Lorsqu’une personne en position de leadership se contente de dire : « Nous changeons de direction », le silence qui suit est souvent rempli d’incertitude. Le contexte compte. Expliquer comment on est arrivé·e à cette nouvelle conclusion, ce qu’on a appris ou observé, aide les autres à rester connectés à l’objectif. Ça leur évite d'essayer de deviner vos motivations. La transparence donne de la cohérence au changement.

Présenté de cette manière, un changement de cap est plus qu’une correction. Il devient une collaboration. Il envoie le message à l’équipe que la réflexion reste la bienvenue, que l’apprentissage continue. Lorsqu’un changement survient sans explication, il semble brusque.

Changer d’avis ne consiste pas seulement à repenser les choses. C’est un acte de leadership. Cela invite les autres à participer à un nouveau regard porté sur la réalité.

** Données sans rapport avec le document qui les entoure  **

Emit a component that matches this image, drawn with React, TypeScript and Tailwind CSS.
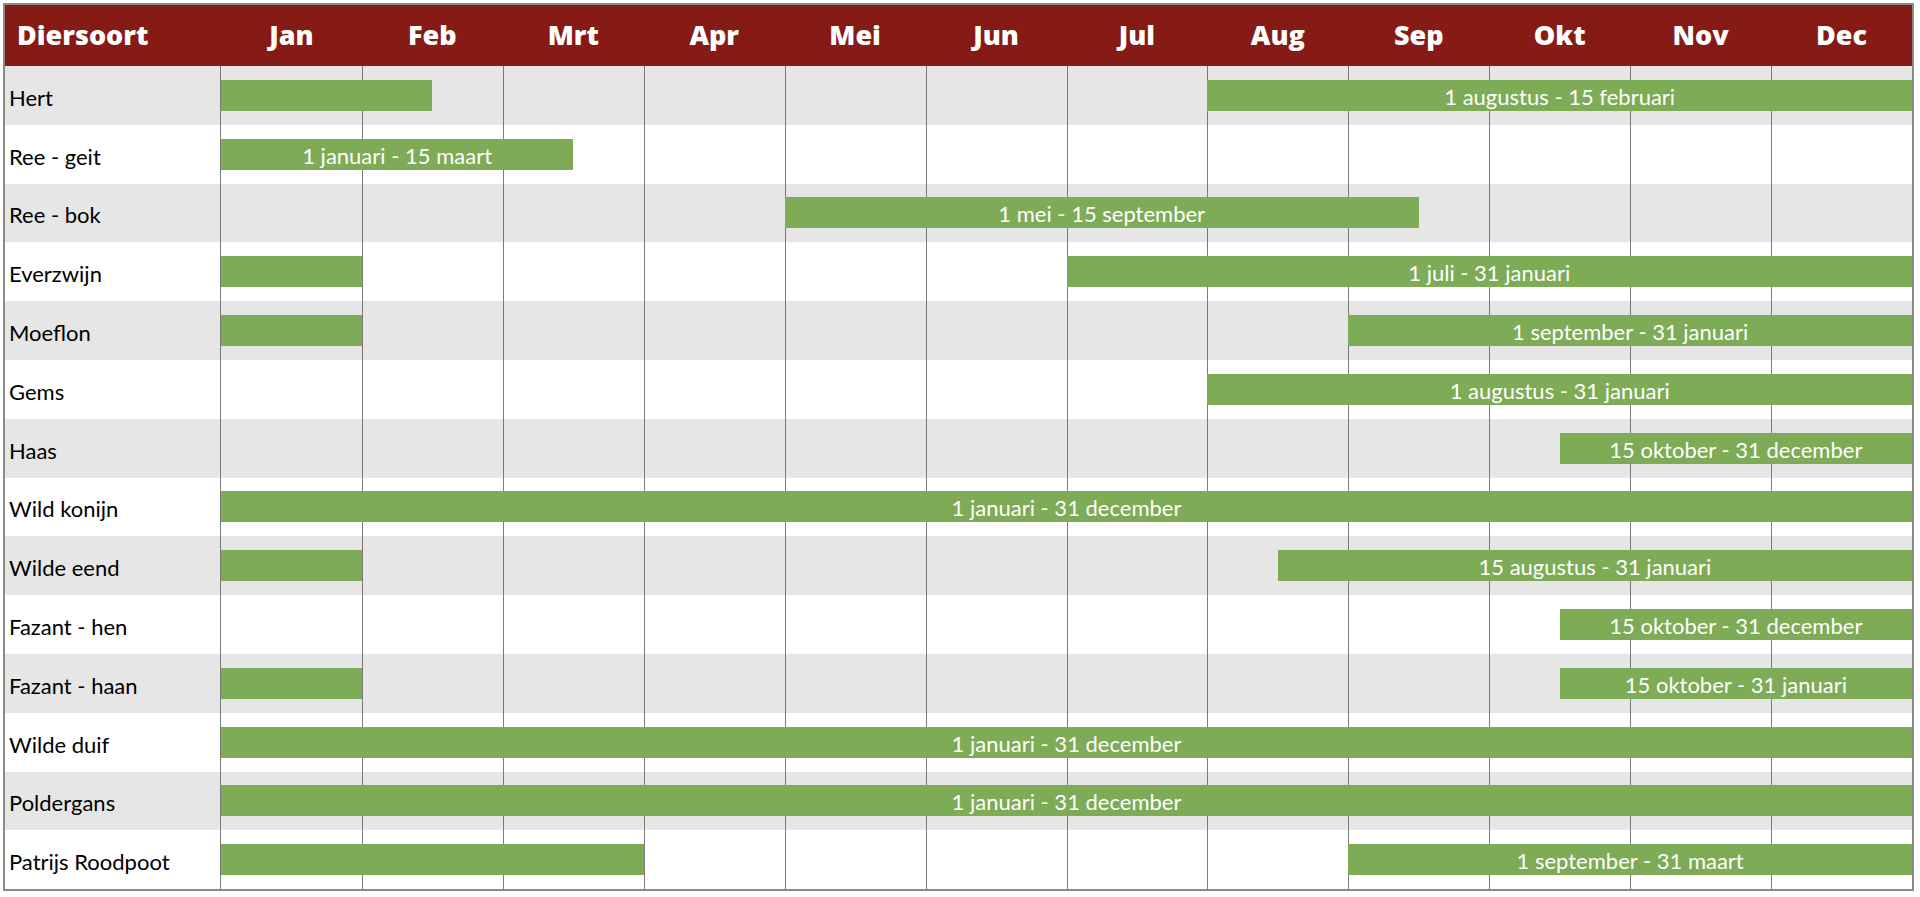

Une conviction qui évolue.

Chaque décision reflète un moment précis. Elle témoigne des informations dont nous disposions, des conditions auxquelles nous faisions face et des limites que nous ne pouvions pas encore percevoir. Lorsque ces éléments changent, la clarté doit changer avec eux. Ce n’est pas de l’incohérence, c’est de l’adaptabilité. C’est ce qui donne au leadership son authenticité.

Nous ne dirigeons pas en ayant toujours raison. Nous dirigeons en restant attentif·ves au contexte et aux personnes. Nous restons à l’écoute des signaux qui indiquent qu’il est temps de repenser les choses. Une conviction qui ne plie jamais peut devenir de la rigidité. Une conviction qui évolue devient de l’expérience.

Une grande part du leadership consiste à maintenir cet équilibre. Il faut être suffisamment ancré·e pour agir, et suffisamment souple pour s’ajuster. Lorsque nous changeons d’avis avec ouverture et intégrité, nous montrons que l’apprentissage ne s’arrête pas une fois la décision prise.